◆ **Written request**:
Whenever a line contains the string "with", copy it out of the entries.

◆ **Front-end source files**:
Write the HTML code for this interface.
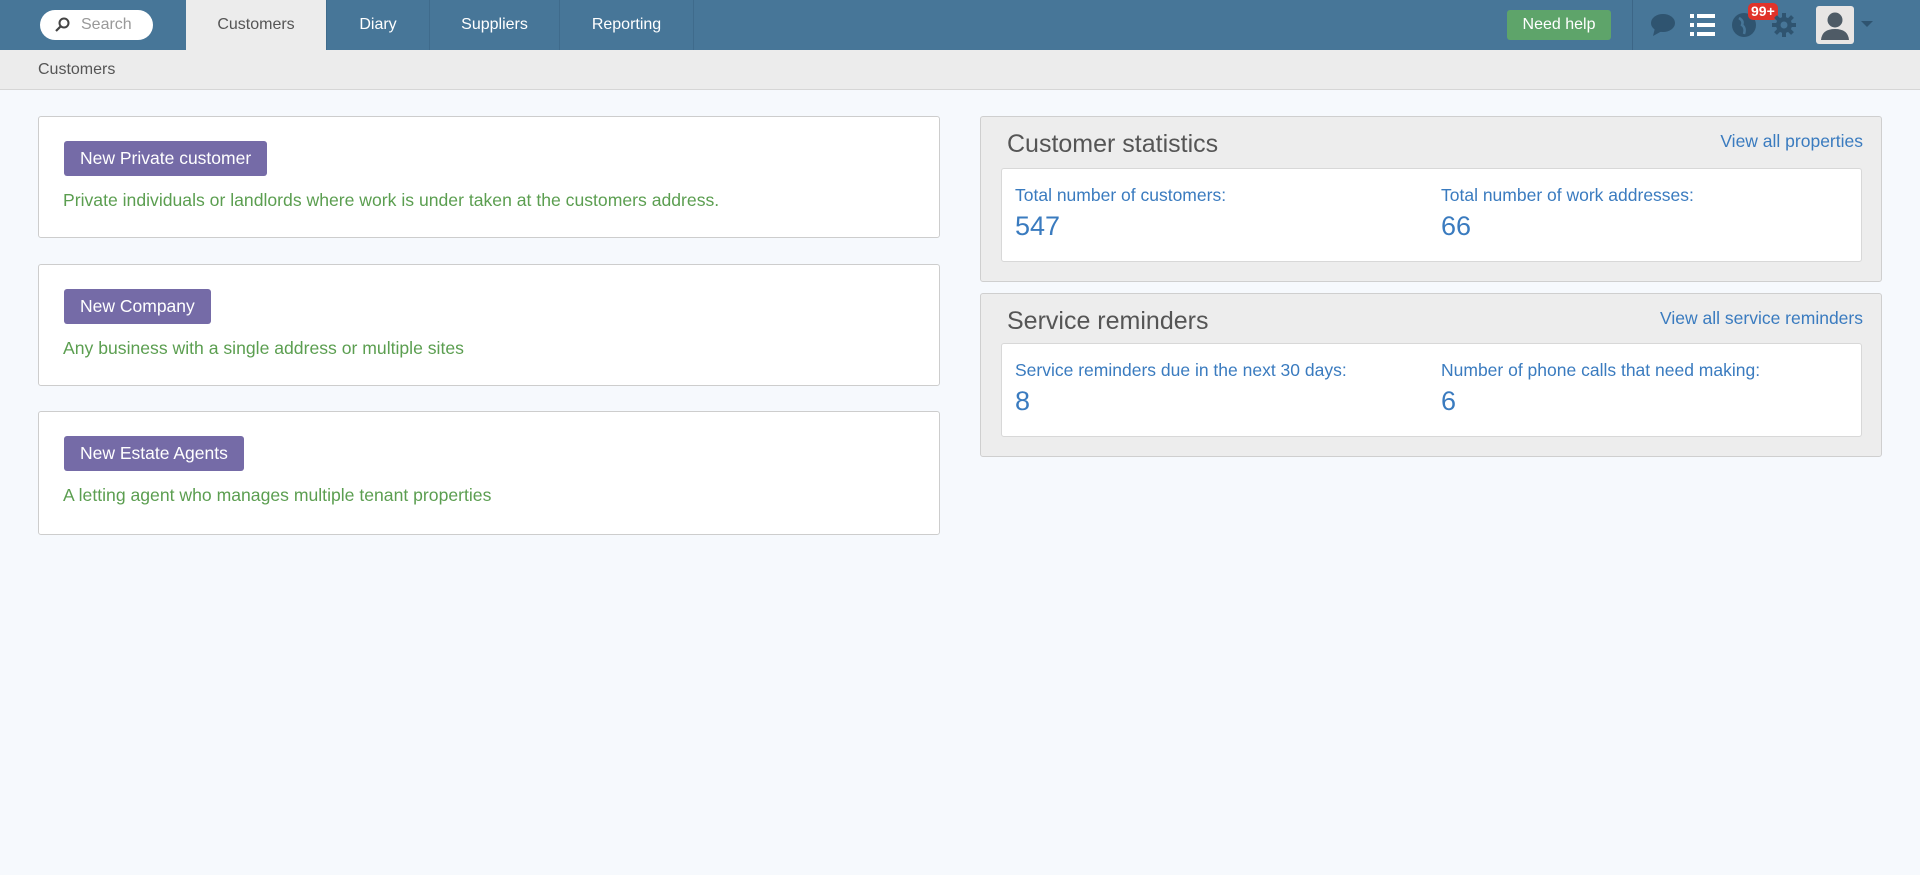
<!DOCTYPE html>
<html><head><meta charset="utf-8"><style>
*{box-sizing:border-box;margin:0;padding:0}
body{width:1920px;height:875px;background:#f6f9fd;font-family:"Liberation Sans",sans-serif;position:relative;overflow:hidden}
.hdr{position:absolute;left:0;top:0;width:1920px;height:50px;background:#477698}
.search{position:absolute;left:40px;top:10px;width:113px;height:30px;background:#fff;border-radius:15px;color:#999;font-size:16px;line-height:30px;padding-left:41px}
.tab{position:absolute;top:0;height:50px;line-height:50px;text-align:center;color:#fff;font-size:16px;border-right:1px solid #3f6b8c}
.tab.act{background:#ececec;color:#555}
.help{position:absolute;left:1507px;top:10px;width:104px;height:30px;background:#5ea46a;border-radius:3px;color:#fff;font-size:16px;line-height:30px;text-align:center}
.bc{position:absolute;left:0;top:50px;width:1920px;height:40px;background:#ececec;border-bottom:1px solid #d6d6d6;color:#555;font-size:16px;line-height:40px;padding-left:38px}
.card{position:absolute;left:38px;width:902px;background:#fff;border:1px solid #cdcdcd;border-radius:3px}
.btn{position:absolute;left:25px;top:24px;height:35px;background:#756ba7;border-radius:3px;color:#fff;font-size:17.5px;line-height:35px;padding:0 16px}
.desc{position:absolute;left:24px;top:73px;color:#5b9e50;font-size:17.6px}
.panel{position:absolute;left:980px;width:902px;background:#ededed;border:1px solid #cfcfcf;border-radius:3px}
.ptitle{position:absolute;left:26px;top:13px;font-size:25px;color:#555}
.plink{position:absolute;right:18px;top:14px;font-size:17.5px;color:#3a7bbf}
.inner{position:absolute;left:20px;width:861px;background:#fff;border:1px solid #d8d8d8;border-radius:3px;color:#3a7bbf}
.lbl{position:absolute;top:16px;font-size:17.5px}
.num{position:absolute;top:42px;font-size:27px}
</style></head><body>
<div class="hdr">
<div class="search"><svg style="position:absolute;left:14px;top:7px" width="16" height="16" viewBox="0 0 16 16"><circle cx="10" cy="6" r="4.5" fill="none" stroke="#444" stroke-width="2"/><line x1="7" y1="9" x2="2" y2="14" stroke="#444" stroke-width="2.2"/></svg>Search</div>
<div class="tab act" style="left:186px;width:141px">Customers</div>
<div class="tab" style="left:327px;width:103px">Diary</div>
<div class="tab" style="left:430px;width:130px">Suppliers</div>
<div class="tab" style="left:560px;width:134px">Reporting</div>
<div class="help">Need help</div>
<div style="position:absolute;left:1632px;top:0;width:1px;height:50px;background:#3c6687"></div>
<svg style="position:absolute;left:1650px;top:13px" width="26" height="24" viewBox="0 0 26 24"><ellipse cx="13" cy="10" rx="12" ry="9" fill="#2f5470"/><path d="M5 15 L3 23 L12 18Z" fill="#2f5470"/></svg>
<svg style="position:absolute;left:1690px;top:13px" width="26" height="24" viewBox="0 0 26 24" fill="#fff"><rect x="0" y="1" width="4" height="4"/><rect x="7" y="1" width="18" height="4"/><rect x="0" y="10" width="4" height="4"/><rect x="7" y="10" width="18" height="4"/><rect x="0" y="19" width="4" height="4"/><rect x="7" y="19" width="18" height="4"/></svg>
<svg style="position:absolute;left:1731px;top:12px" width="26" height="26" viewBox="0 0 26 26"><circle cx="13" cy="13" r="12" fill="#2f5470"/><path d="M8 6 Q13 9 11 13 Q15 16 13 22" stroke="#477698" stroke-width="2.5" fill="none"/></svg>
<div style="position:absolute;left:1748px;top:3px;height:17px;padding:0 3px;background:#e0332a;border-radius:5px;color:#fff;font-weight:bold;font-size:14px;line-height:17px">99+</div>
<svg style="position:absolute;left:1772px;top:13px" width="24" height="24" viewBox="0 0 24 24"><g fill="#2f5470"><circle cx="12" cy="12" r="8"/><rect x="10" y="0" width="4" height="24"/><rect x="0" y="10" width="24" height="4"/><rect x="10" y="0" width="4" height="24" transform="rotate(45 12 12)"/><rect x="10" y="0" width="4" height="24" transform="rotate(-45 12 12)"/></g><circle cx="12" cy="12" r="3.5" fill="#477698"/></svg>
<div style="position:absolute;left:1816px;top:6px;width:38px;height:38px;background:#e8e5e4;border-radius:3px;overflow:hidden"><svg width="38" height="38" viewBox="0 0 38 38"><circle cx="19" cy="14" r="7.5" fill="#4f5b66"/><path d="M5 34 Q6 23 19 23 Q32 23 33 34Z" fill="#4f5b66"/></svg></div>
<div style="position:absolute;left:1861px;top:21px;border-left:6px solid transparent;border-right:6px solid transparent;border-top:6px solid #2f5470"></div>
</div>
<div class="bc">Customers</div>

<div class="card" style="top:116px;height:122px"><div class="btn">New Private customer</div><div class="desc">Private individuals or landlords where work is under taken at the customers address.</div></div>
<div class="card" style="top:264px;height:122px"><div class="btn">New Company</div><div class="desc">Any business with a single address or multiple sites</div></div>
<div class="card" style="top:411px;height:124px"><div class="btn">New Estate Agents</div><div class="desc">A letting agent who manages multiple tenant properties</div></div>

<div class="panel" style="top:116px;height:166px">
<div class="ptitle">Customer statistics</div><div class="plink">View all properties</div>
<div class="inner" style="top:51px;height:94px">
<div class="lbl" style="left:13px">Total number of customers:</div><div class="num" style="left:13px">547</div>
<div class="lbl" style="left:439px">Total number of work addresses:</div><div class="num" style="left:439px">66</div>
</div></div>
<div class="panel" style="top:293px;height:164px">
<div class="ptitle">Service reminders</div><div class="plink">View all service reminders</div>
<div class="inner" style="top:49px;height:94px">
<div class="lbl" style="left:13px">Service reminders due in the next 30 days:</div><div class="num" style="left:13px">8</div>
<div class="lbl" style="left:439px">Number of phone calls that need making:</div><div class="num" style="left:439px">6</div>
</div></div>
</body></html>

---

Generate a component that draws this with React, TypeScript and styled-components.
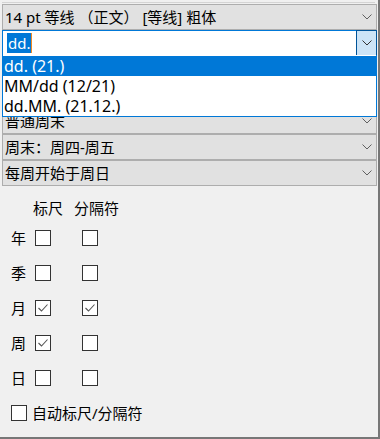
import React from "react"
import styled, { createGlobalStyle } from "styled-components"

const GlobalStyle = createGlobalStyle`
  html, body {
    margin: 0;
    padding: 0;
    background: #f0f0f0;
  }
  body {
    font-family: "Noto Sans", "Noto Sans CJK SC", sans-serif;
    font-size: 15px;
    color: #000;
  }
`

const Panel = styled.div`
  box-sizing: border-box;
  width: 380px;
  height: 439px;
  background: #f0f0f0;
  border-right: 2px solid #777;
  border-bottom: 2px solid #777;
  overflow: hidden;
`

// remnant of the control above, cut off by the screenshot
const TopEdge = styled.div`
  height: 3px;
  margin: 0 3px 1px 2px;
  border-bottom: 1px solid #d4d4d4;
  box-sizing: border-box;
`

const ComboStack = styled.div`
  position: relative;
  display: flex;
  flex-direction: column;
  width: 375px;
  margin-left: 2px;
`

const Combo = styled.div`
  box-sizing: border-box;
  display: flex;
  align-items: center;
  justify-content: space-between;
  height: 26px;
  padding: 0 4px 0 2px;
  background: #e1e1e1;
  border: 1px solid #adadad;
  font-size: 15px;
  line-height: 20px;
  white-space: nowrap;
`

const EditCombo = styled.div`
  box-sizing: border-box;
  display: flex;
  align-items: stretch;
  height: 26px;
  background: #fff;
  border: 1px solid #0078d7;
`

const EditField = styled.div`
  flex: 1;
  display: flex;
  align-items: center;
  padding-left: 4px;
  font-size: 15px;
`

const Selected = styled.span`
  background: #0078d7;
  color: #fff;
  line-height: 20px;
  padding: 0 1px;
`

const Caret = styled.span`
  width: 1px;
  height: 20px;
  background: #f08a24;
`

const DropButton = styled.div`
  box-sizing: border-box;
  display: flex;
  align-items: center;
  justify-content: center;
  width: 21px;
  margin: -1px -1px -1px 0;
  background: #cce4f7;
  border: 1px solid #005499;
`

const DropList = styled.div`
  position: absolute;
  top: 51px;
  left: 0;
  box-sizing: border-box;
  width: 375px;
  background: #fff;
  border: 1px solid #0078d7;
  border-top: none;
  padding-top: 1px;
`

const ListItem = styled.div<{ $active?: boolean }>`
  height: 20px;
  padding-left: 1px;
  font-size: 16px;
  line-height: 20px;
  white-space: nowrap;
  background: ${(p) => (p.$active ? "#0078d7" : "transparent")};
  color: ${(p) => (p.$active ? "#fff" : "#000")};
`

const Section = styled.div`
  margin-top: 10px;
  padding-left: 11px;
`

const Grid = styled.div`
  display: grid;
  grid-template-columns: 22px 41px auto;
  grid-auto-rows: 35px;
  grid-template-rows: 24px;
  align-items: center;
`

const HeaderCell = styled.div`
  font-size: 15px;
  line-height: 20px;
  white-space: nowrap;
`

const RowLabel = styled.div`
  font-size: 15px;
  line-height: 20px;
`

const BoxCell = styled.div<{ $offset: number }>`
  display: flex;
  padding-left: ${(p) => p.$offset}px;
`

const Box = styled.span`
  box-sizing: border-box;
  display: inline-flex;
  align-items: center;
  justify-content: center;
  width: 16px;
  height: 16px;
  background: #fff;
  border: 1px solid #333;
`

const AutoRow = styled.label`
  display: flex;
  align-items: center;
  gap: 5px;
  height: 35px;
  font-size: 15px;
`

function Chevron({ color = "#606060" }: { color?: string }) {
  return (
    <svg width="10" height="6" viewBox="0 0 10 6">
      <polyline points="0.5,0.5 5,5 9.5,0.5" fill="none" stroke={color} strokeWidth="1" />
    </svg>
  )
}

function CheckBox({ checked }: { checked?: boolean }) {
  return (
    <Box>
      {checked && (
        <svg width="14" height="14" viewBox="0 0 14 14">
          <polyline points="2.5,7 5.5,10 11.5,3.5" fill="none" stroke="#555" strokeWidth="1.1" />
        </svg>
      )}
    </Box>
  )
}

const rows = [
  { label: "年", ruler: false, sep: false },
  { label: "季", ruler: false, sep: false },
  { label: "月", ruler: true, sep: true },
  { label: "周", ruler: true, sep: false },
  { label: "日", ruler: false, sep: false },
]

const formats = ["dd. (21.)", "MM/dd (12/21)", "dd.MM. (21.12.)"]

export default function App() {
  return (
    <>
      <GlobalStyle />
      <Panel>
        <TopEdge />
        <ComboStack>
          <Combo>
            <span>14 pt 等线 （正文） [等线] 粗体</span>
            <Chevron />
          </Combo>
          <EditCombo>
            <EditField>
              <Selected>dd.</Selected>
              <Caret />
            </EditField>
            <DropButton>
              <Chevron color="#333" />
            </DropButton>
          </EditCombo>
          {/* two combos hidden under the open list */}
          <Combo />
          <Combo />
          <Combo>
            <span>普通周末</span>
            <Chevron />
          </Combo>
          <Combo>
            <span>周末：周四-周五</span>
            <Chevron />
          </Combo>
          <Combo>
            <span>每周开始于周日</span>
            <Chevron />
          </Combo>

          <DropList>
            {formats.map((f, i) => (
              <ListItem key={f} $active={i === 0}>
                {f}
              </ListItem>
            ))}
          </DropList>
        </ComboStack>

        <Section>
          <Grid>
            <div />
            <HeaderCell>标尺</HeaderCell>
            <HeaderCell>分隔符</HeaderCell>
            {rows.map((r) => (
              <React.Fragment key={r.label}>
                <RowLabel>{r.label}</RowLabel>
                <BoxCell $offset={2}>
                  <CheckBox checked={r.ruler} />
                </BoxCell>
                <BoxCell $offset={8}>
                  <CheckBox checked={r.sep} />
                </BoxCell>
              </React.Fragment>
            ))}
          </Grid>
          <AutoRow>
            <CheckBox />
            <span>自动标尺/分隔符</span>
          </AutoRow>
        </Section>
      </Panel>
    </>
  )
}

◆ **The completed task**:
<div class="card" style="top:264px;height:122px"><div class="btn">New Company</div><div class="desc">Any business with a single address or multiple sites</div></div>
Generate a component that draws this with React, TypeScript and styled-components.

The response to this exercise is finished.